South Korea’s Kospi sank 0.6% to2,332.31 and India’s Sensex opened down 0.2% at 59,304.34.
New Zealand, Bangkok and Jakarta rose while Singapore declined.
The yen fell to 146 to the dollar after the Bank of Japan left its benchmark lending rate at minus 0.1% and its ultra-loose monetary policy unchanged. That underscored its divergence with the strategy of the Fed and other central banks of interest rate hikes, which has led investors to buy the dollar.
The yen gained to 142 to the dollar after what a deputy finance minister, Masato Kanda, said was a “bold move” by the central bank to buy yen and sell dollars.
The Fed and central banks in Europe and Asia are raising rates to slow economic growth and cool inflation that is at multi-decade highs.
Traders worry they might derail global economic growth. Fed officials acknowledge the possibility such aggressive rate hikes might bring on a recession but say inflation must be brought under control. They point to a relatively strong U.S. job market as evidence the economy can tolerate higher borrowing costs.
“The Fed’s new economic projections highlight it will tolerate a recession to bring inflation down,” said Gregory Daco of EY Parthenon in a report.

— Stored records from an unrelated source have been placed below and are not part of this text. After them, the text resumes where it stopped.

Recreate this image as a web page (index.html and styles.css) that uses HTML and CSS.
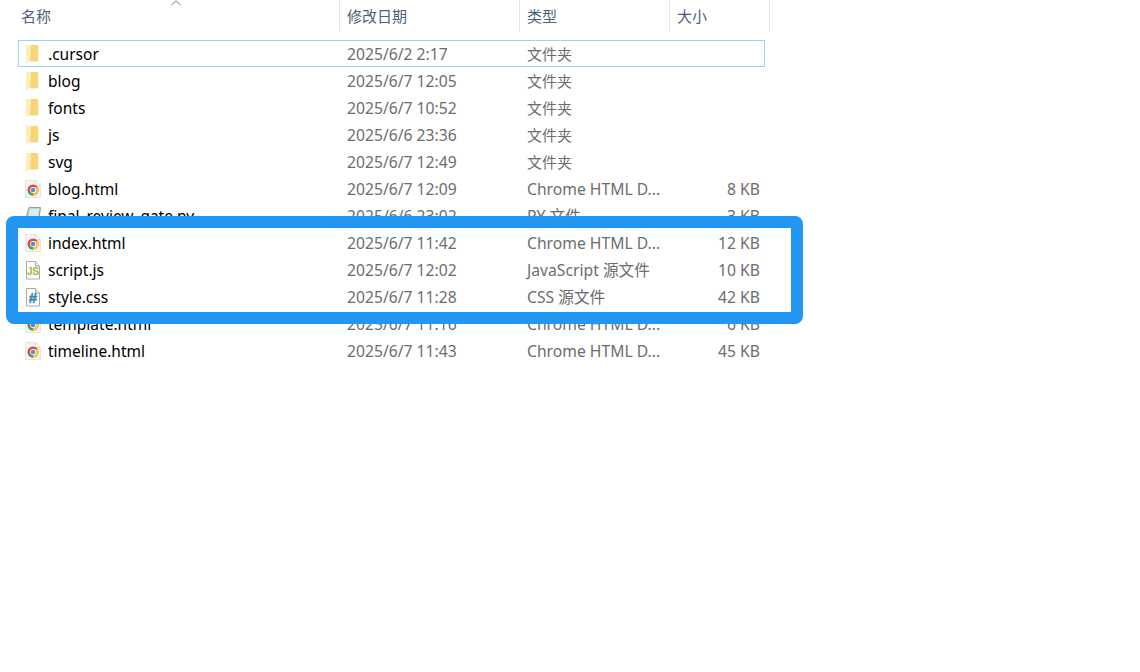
FILE: index.html
```html
<!DOCTYPE html>
<html lang="en">
<head>
    <meta charset="UTF-8">
    <title>Explorer</title>
    <link rel="stylesheet" href="styles.css">
</head>
<body>
    <svg class="defs" width="0" height="0">
        <symbol id="folder" viewBox="0 0 18 20">
            <path d="M6 1h7l.5.600h.8v14.900H6z" fill="#f8d675"/>
            <path d="M2 1h5v15.500l-4.600 2.500L2 18.500z" fill="#fdeeb8"/>
            <path d="M7 1v15.500h7.300v.7H6.500z" fill="#e6bb5a"/>
        </symbol>
        <symbol id="chrome" viewBox="0 0 18 20">
            <path d="M1.500 1.500h10l5 5v12h-15z" fill="#f3f3f3" stroke="#e4e4e4"/>
            <path d="M11.500 1.500v5h5z" fill="#fff" stroke="#dcdcdc"/>
            <circle cx="9" cy="11" r="5.500" fill="#dd4b3e"/>
            <path d="M9 11L4.200 13.700A5.500 5.500 0 0 0 9 16.500z" fill="#3aa757"/>
            <path d="M9 11v5.500A5.500 5.500 0 0 0 13.800 8.300H9z" fill="#fcc934"/>
            <circle cx="9" cy="11" r="3" fill="#fff"/>
            <circle cx="9" cy="11" r="2.300" fill="#4a8df0"/>
        </symbol>
    </svg>

    <!-- column headers -->
    <div class="header">
        <div class="col-name">
            <svg class="sort" width="10" height="6"><path d="M.5 5L5 .8 9.500 5" fill="none" stroke="#7a7a7a"/></svg>名称
        </div>
        <div class="col-date">修改日期</div>
        <div class="col-type">类型</div>
        <div class="col-size">大小</div>
    </div>

    <div class="list">
        <div class="row selected">
            <svg class="icon" viewBox="0 0 18 20"><use href="#folder"/></svg>
            <span class="name">.cursor</span><span class="date">2025/6/2 2:17</span><span class="type zh">文件夹</span><span class="size"></span>
        </div>
        <div class="row">
            <svg class="icon" viewBox="0 0 18 20"><use href="#folder"/></svg>
            <span class="name">blog</span><span class="date">2025/6/7 12:05</span><span class="type zh">文件夹</span><span class="size"></span>
        </div>
        <div class="row">
            <svg class="icon" viewBox="0 0 18 20"><use href="#folder"/></svg>
            <span class="name">fonts</span><span class="date">2025/6/7 10:52</span><span class="type zh">文件夹</span><span class="size"></span>
        </div>
        <div class="row">
            <svg class="icon" viewBox="0 0 18 20"><use href="#folder"/></svg>
            <span class="name">js</span><span class="date">2025/6/6 23:36</span><span class="type zh">文件夹</span><span class="size"></span>
        </div>
        <div class="row">
            <svg class="icon" viewBox="0 0 18 20"><use href="#folder"/></svg>
            <span class="name">svg</span><span class="date">2025/6/7 12:49</span><span class="type zh">文件夹</span><span class="size"></span>
        </div>
        <div class="row">
            <svg class="icon" viewBox="0 0 18 20"><use href="#chrome"/></svg>
            <span class="name">blog.html</span><span class="date">2025/6/7 12:09</span><span class="type">Chrome HTML D...</span><span class="size">8 KB</span>
        </div>
        <div class="row">
            <svg class="icon" viewBox="0 0 18 20">
                <path d="M5 1.500h11.500L15 12H2z" fill="#b5d6dc" stroke="#8f9ea3"/>
                <path d="M6 3h9l-1 7H4.500z" fill="#dcecef"/>
            </svg>
            <span class="name">final_review_gate.py</span><span class="date">2025/6/6 23:02</span><span class="type">PY 文件</span><span class="size">3 KB</span>
        </div>
        <div class="row">
            <svg class="icon" viewBox="0 0 18 20"><use href="#chrome"/></svg>
            <span class="name">index.html</span><span class="date">2025/6/7 11:42</span><span class="type">Chrome HTML D...</span><span class="size">12 KB</span>
        </div>
        <div class="row">
            <svg class="icon" viewBox="0 0 18 20">
                <path d="M2.500 1.500h9l4 4.500v13h-13z" fill="#fff" stroke="#aaa"/>
                <path d="M11.500 1.500V6h4" fill="#eee" stroke="#aaa"/>
                <text x="9" y="15" class="js-mark">JS</text>
            </svg>
            <span class="name">script.js</span><span class="date">2025/6/7 12:02</span><span class="type">JavaScript 源文件</span><span class="size">10 KB</span>
        </div>
        <div class="row">
            <svg class="icon" viewBox="0 0 18 20">
                <path d="M2.500 1.500h9l4 4.500v13h-13z" fill="#fff" stroke="#aaa"/>
                <path d="M11.500 1.500V6h4" fill="#eee" stroke="#aaa"/>
                <text x="9" y="16" class="css-mark">#</text>
            </svg>
            <span class="name">style.css</span><span class="date">2025/6/7 11:28</span><span class="type">CSS 源文件</span><span class="size">42 KB</span>
        </div>
        <div class="row">
            <svg class="icon" viewBox="0 0 18 20"><use href="#chrome"/></svg>
            <span class="name">template.html</span><span class="date">2025/6/7 11:16</span><span class="type">Chrome HTML D...</span><span class="size">6 KB</span>
        </div>
        <div class="row">
            <svg class="icon" viewBox="0 0 18 20"><use href="#chrome"/></svg>
            <span class="name">timeline.html</span><span class="date">2025/6/7 11:43</span><span class="type">Chrome HTML D...</span><span class="size">45 KB</span>
        </div>
    </div>

    <!-- blue annotation box over the list -->
    <div class="highlight"></div>
</body>
</html>
```

FILE: styles.css
```css
body {
    font-family: "Noto Sans", "Noto Sans CJK SC", sans-serif;
    font-size: 15.5px;
    background-color: #fff;
    margin: 0;
    height: 672px;
    overflow: hidden;
    position: relative;
}
.defs {
    position: absolute;
}
.header {
    display: flex;
    height: 32px;
    color: #4c607a;
    font-size: 15px;
}
.header div {
    box-sizing: border-box;
    padding-left: 7px;
    line-height: 32px;
    border-right: 1px solid #e5e5e5;
}
.header .col-name {
    width: 340px;
    padding-left: 21px;
    position: relative;
}
.header .col-date {
    width: 180px;
}
.header .col-type {
    width: 150px;
}
.header .col-size {
    width: 100px;
}
.sort {
    position: absolute;
    left: 171px;
    top: 0;
}
.list {
    margin: 8px 0 0 18px;
    width: 747px;
}
.row {
    display: grid;
    grid-template-columns: 24px 299px 180px 150px 83px;
    align-items: center;
    box-sizing: border-box;
    height: 27px;
    padding: 1px 0 0 6px;
    line-height: 26px;
    white-space: nowrap;
}
.row.selected {
    border: 1px solid #99d1ff;
    padding: 1px 0 0 5px;
    line-height: 24px;
}
.icon {
    width: 18px;
    height: 20px;
}
.name {
    color: #000;
}
.date, .type, .size {
    color: #6d6d6d;
    font-size: 15.7px;
}
.type.zh {
    font-size: 15px;
}
.size {
    text-align: right;
}
.js-mark {
    font: bold 10px "Liberation Sans", sans-serif;
    fill: #bdb13c;
    stroke: #bdb13c;
    stroke-width: 0.2;
    text-anchor: middle;
}
.css-mark {
    font: bold 15px "Liberation Sans", sans-serif;
    fill: #3d8aa8;
    stroke: #3d8aa8;
    stroke-width: 0.5;
    text-anchor: middle;
}
.highlight {
    position: absolute;
    left: 6px;
    top: 216px;
    width: 797px;
    height: 108px;
    box-sizing: border-box;
    border: 12px solid #2196f3;
    border-radius: 8px;
}
```
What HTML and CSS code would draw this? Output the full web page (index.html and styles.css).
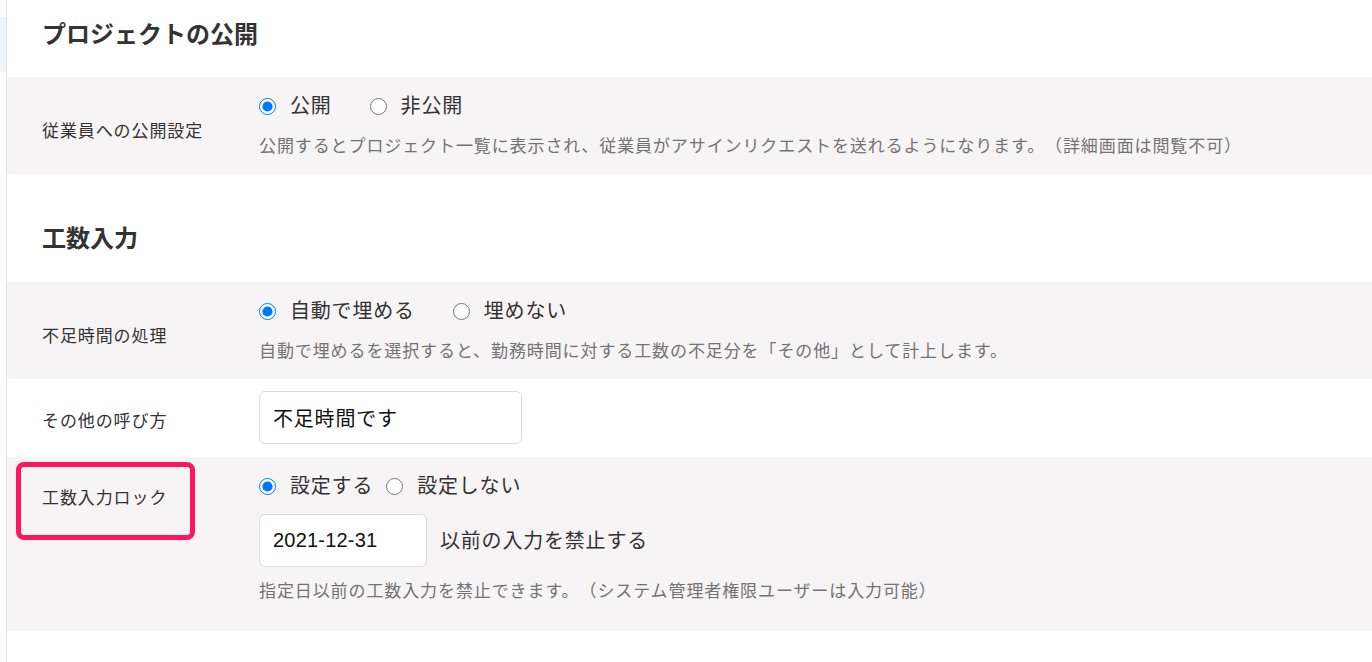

The yield on the 2-year Treasury, or the difference between the market price and the payout if held to maturity, rose to 4.02% on Wednesday from 3.97% late Tuesday. It was trading at its highest level since 2007.
The yield on the 10-year Treasury, which influences mortgage rates, fell to 3.52% from 3.56%.
The major Wall Street indexes are on pace for their fifth weekly loss in six weeks.
Fed chair Jerome Powell stressed his resolve to lift rates high enough to drive inflation back toward the central bank’s 2% goal. Powell said the Fed has just started to get to that level with this most recent increase.
The U.S. central bank lifted its benchmark rate, which affects many consumer and business loans, to a range of 3% to 3.25%. That is the fifth rate hike this year and up from zero at the start of the year.
The Fed released a forecast known as a “dot plot” that showed it expects its benchmark rate to be 4.4% by year’s end, a full point higher than envisioned in June.
U.S. consumer prices rose 8.3% in August. That was down from July’s 9.1% peak, but core inflation, which strips out volatile food and energy prices to give a clearer picture of the trend, rose to 0.6% over the previous month, up from July’s 0.3% increase.
Central bankers in Britain and Norway are due to report on whether they also will raise rates again. Sweden surprised economists this week with a full-point hike.
The global economy also has been roiled by Russia’s invasion of Ukraine, which pushed up prices of oil, wheat and other commodities.
In energy markets, benchmark U.S. crude gained $1.10 to $84.06 per barrel in electronic trading on the New York mercantile Exchange. The contract fell $1 to $82.94 on Wednesday. Brent crude, the price basis for international oil trading, advanced $1.09 to $90.92 per barrel in London. It lost 79 cents the previous session to $89.83.
The dollar declined to 142.46 yen from Wednesday’s 143.46 yen. The euro fell to 98.67 cents from 99.09 cents.